What is asked »
Pick every line from the data that holds the word "this".

Records with interface code:
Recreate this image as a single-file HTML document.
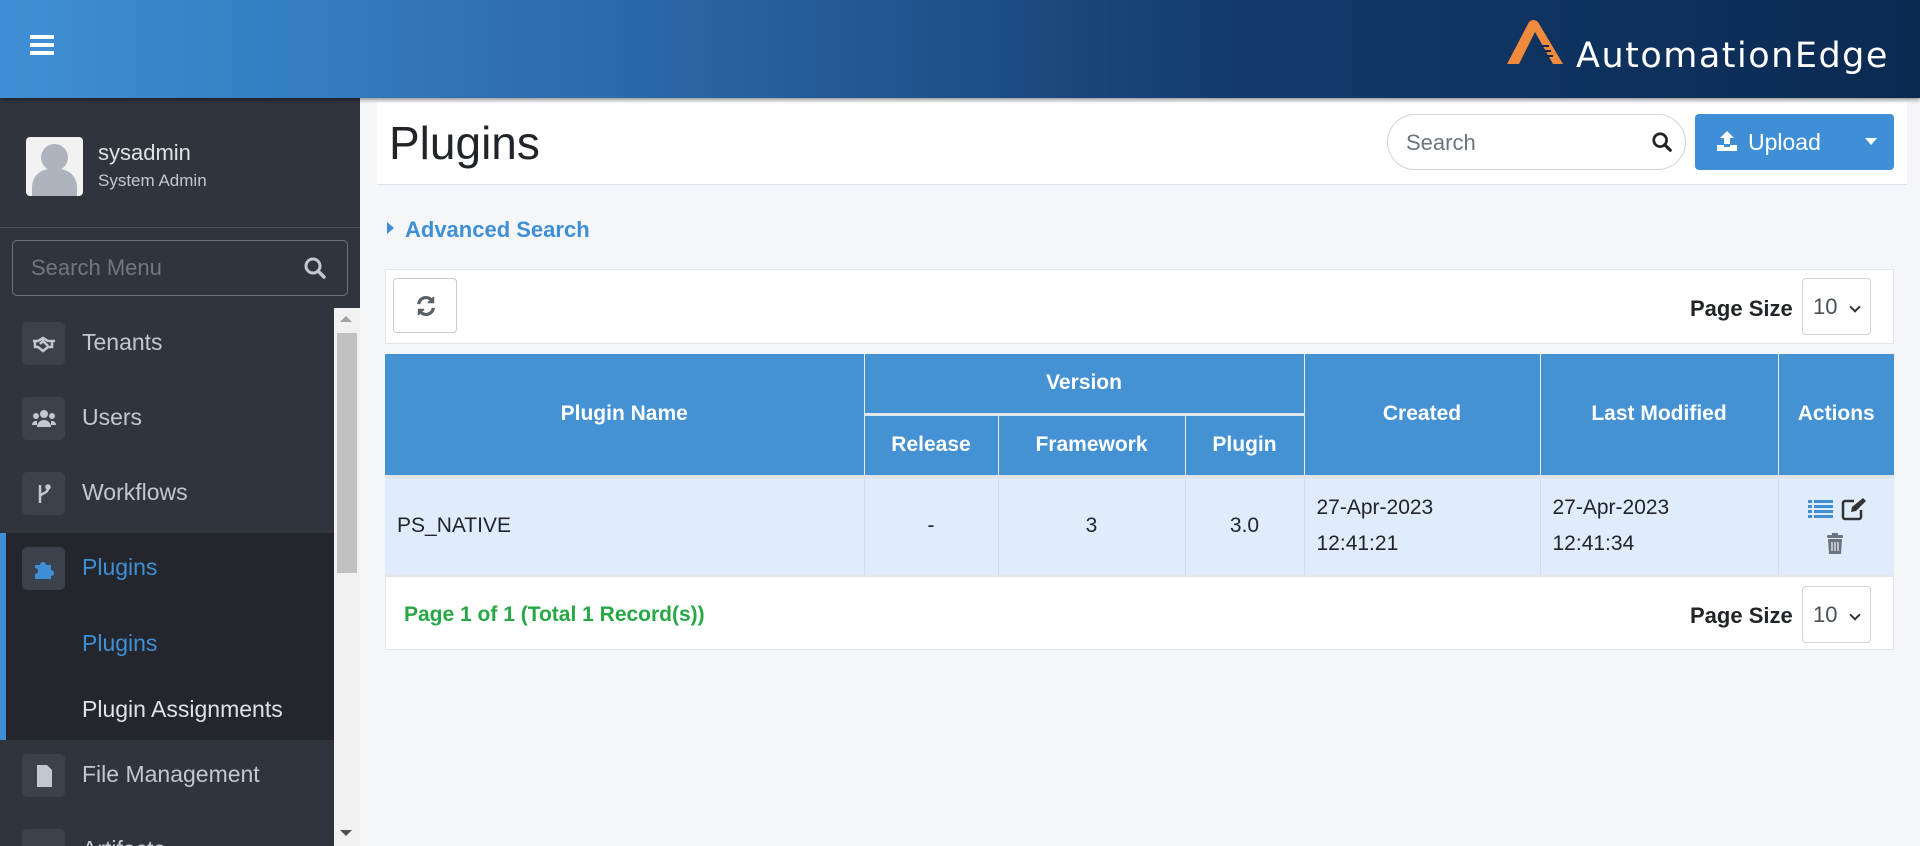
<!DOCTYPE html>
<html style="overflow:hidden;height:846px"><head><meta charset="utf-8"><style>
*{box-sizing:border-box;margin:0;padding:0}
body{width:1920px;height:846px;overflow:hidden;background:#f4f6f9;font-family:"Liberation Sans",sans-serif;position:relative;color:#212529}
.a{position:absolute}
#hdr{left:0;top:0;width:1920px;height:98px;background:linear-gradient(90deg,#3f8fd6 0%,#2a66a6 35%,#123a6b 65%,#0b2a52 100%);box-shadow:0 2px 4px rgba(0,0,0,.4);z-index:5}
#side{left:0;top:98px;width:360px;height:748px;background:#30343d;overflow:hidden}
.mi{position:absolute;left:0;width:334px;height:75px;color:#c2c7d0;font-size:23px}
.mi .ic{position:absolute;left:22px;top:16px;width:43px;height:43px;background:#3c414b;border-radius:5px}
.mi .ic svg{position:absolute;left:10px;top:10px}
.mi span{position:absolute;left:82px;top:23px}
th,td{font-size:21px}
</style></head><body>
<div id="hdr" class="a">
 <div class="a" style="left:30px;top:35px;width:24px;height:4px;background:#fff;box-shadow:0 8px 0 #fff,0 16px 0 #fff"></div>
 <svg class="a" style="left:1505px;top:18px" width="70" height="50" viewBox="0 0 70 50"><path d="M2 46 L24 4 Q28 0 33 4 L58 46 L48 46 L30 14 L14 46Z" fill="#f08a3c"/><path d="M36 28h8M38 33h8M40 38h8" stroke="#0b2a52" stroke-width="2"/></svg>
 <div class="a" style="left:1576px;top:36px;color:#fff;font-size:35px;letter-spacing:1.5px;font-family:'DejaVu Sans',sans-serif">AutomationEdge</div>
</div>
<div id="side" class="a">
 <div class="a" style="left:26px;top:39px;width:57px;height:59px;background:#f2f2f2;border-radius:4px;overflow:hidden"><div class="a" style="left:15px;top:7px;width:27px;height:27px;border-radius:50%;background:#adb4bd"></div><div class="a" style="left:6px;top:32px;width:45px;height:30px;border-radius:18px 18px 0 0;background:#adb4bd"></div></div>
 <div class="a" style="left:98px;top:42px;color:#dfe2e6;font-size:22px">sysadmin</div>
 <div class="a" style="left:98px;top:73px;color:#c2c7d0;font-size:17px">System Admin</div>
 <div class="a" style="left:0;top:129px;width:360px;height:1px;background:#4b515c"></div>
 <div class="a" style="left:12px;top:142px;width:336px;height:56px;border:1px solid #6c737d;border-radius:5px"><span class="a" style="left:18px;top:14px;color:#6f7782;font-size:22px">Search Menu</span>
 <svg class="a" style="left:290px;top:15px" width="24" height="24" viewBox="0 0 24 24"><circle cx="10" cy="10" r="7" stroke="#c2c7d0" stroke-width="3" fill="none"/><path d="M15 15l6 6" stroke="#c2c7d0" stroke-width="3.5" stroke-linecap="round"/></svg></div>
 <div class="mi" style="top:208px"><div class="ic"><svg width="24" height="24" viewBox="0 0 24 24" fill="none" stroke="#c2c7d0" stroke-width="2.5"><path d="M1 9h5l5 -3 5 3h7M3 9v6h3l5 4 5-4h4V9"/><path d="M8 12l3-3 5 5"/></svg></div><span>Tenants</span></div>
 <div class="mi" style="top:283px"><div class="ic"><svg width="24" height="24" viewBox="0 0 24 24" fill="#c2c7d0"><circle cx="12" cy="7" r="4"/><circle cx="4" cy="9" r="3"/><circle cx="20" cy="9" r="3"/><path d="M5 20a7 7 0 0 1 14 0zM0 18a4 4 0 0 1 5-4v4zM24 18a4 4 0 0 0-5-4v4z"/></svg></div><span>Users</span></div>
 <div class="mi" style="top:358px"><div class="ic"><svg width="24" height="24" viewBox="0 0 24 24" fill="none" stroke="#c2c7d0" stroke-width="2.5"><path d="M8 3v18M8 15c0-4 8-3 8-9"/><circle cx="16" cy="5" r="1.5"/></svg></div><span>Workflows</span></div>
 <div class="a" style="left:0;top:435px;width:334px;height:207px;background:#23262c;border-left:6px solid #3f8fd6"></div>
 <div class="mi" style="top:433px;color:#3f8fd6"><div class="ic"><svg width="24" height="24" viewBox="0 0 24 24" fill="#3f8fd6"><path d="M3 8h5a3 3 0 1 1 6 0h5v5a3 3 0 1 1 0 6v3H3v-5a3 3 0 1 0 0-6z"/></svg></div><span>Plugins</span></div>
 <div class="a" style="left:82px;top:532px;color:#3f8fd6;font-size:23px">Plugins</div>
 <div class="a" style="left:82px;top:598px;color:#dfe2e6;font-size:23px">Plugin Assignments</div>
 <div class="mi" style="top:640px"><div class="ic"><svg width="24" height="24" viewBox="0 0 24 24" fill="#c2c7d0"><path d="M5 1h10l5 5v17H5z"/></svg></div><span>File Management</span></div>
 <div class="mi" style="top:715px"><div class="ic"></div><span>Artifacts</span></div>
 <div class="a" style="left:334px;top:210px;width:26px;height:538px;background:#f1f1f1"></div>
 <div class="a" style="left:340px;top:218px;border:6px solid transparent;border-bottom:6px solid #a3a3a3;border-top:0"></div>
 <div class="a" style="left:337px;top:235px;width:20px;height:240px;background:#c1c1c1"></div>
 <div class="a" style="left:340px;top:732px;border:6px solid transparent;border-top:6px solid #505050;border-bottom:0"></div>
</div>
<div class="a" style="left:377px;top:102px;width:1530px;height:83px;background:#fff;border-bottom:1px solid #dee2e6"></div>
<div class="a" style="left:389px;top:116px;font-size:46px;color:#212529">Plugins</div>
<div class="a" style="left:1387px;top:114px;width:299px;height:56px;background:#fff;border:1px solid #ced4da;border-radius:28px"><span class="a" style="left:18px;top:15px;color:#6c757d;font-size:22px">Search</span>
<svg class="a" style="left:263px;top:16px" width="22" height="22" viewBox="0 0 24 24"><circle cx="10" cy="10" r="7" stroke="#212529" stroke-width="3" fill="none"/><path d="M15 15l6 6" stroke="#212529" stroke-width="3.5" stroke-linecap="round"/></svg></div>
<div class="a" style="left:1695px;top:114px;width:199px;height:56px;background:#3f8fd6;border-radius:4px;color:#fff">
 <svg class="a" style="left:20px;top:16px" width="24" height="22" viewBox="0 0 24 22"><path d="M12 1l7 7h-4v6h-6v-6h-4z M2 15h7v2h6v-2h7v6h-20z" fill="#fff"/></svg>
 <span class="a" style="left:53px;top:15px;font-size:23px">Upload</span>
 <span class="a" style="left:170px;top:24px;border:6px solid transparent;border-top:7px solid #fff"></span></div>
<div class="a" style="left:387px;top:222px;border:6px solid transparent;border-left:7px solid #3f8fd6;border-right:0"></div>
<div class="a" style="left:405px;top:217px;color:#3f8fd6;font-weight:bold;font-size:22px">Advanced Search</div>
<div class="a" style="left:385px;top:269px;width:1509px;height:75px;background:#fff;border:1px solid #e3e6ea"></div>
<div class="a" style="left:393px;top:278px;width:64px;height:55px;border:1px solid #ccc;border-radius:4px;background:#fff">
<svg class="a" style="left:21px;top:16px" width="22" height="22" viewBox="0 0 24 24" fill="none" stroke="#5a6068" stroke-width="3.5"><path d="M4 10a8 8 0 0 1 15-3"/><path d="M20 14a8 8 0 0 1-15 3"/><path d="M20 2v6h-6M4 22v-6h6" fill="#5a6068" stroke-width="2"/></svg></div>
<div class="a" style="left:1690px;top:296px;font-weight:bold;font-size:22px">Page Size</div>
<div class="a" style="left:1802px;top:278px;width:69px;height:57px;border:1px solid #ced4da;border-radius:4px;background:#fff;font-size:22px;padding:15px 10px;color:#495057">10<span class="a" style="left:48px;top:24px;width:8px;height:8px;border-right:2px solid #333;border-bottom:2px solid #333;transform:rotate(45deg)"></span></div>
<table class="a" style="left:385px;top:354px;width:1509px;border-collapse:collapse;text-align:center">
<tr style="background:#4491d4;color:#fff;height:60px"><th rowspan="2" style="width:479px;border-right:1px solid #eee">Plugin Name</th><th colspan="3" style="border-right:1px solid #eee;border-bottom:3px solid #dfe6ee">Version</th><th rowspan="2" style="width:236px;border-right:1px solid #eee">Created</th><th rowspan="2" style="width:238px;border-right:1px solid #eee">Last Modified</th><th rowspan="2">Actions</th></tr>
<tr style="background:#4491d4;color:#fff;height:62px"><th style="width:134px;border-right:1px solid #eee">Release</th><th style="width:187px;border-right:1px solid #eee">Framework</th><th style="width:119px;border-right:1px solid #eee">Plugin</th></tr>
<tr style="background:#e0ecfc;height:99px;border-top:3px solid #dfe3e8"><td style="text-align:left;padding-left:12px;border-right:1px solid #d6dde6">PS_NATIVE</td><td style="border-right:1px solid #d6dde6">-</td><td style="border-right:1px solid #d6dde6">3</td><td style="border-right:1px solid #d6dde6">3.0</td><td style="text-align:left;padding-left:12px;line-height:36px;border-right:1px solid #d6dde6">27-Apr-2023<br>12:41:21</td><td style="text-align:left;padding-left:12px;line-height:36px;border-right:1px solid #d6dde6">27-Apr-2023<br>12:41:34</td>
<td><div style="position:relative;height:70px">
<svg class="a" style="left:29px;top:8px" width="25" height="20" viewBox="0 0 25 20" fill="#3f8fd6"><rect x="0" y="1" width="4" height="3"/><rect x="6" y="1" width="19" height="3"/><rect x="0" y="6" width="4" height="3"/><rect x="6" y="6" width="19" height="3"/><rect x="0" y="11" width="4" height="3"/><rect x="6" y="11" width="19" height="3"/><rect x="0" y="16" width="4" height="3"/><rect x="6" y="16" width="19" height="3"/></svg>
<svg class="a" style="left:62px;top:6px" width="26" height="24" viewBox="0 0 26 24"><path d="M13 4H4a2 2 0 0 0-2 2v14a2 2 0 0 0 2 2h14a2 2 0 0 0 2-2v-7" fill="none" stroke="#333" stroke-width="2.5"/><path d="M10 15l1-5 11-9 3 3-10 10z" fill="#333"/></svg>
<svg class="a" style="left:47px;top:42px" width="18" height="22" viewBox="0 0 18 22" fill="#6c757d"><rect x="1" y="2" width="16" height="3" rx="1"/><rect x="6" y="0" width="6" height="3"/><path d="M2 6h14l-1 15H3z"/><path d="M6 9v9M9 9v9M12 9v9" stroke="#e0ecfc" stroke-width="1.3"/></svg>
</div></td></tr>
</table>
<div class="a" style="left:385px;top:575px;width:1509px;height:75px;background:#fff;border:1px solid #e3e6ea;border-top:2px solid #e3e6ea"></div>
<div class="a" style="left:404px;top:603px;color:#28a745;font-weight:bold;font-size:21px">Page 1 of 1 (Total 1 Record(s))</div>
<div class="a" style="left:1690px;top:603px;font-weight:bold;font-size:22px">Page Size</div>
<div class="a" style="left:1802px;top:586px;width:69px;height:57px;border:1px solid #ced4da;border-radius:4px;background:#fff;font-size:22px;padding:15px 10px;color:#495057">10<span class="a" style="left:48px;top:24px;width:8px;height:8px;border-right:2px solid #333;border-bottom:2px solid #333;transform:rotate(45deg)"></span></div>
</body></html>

---

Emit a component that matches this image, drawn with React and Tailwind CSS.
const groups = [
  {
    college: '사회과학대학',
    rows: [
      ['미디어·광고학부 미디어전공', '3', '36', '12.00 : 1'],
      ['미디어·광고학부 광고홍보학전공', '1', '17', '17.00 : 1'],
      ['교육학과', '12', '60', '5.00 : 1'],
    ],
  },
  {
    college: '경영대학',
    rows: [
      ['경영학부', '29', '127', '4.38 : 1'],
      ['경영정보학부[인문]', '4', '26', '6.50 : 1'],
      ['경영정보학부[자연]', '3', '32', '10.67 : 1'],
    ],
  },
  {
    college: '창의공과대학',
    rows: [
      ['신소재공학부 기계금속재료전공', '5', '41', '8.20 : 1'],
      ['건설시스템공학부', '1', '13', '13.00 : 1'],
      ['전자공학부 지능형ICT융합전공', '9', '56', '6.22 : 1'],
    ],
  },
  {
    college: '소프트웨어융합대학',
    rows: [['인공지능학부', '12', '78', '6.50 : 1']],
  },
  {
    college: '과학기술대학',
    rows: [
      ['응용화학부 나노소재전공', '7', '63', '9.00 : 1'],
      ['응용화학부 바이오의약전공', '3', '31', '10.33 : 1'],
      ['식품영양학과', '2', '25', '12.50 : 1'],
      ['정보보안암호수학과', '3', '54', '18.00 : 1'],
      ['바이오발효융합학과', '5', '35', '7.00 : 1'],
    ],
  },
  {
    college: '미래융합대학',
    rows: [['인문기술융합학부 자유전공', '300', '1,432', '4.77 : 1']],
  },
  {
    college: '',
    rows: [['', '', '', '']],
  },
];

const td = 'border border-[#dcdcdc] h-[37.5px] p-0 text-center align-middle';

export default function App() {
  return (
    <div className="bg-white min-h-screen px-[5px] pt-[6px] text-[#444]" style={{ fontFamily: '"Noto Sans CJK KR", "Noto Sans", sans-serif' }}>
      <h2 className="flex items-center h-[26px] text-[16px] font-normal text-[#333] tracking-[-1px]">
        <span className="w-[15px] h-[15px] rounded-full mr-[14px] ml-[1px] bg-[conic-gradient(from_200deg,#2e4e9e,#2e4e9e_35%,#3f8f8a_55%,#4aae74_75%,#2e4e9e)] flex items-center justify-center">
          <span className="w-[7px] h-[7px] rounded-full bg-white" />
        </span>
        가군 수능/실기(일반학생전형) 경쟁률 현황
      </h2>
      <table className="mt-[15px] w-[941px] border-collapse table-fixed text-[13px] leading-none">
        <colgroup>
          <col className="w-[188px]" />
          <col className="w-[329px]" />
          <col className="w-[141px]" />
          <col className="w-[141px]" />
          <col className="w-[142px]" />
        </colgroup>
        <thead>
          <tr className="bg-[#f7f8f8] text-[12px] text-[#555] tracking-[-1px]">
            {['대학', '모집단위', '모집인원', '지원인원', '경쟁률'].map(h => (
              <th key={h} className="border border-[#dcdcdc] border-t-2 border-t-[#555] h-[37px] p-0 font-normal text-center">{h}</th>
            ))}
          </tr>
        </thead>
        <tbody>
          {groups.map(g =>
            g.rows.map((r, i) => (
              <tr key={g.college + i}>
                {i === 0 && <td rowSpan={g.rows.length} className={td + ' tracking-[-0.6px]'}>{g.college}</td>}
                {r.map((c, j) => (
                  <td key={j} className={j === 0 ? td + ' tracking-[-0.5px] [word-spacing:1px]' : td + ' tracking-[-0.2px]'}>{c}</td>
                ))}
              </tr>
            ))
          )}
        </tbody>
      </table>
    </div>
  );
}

Correct answer »
Recreate this image as a single-file HTML document.
Emit a component that matches this image, drawn with React and Tailwind CSS.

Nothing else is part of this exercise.